The Fox Guarding the Hen House
“There are a lot of examples of campaigns that have been successful, and there’s a lot of innovative ways to be successful. There are companies that take these issues seriously, and want to work with independent third parties that fight for workers’ advocacy, but it’s still an uphill battle,” says Tim Newton, spokesperson for the Washington-based International Labor Rights Forum (ILRF), adding that that an estimated 200 million children between ages 5 to 14 continue to toil in sweatshops and on farms, making and harvesting goods mostly bound for Western consumers.
Newton says the ILRF’s own “Working for Scrooge” report, released every year just before the Holiday season, is an immediate attention-grabber simply because of its title. The ILRF annually selects five corporations based on their record of suppressing workers from organizing during the previous year. The top offenders for 2010 were: Bangladesh Garment Manufacturers and Exporters Association (or BGMEA, which exports to Walmart, JC Penney, Sears, Kohl’s, among others), Chiquita, Dole, Del Monte, and RJ Reynolds Tobacco Company.
Another effective tactic for supporting workers toiling at the roots of the global supply chain is simply gaining an understanding of the reality that these workers live in, and who their true advocates are.
The United Students Against Sweatshops (USAS), a grassroots organization of vocal youth and students who advocate for garment workers making collegiate licensed apparel, has for much of this decade butted heads with a workers’ rights organization they consider an imposter – The Fair Labor Association (FLA).
The FLA sells itself as a workers’ watchdog. They claim they are a cooperative of apparel corporations (Nike, Adidas, etc.) and colleges (Penn State, for instance) seeking to improve working conditions in factories on their global supply chains.
The FLA says they act as a third-party monitoring their members’ factories, and publicly disclosing what they find. However, the USAS claims the FLA was created by Nike and Adidas, with help from the White House and in direct response to rising student awareness of sweatshop conditions overseas.
The USAS notes that board members of the FLA include Amanda Tucker of Nike and Gregg Nebel of Adidas. A clear example of FLA’s whitewashing of Nike occurred in 2009 after Nike suddenly closed two factories in Honduras that made college-branded T-shirts. Besides 1,800 workers losing their jobs, the workers were denied their legally-mandated severance pay. The USAS says the FLA acted the stooge and did nothing.
The USAS eventually won the 1,800 workers their severance pay after initiating a university-wide “Just Pay It” campaign.
The USAS’s Teresa Cheng says a far more effective workers-rights watchdog is the Workers Rights Consortium (WRC). The USAS backs the WRC, says Cheng, calling it an independent labor rights monitoring organization and a true friend to those workers being exploited on the global supply chain.

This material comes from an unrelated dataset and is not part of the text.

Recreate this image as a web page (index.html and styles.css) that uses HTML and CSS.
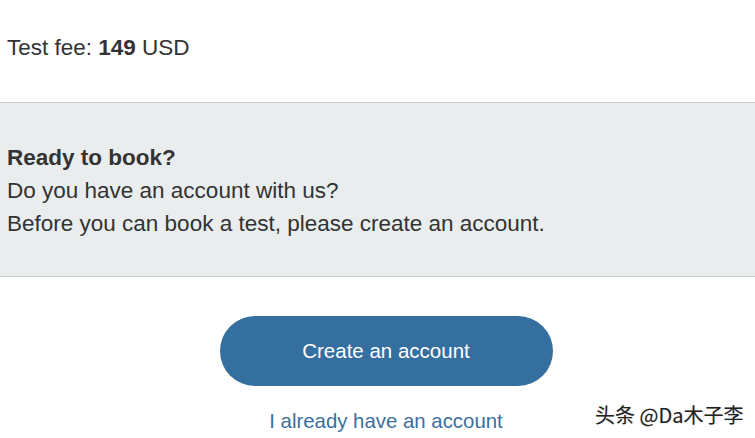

For ten years now the USAS has urged college presidents and other university leadership to disaffiliate from the FLA, highlighting their efforts with the ongoing campaign, “Don’t Pay the FLA.”
“The Fair Labor Association is a fundamentally flawed organization and has a track record of failing to uphold workers’ rights because its Board of Directors is dominated by the very corporations profiting off the sweatshops it’s supposed to be monitoring,” says Cheng. “Sort of like the fox guarding the henhouse.”
John Lasker is a freelance journalist from Ohio.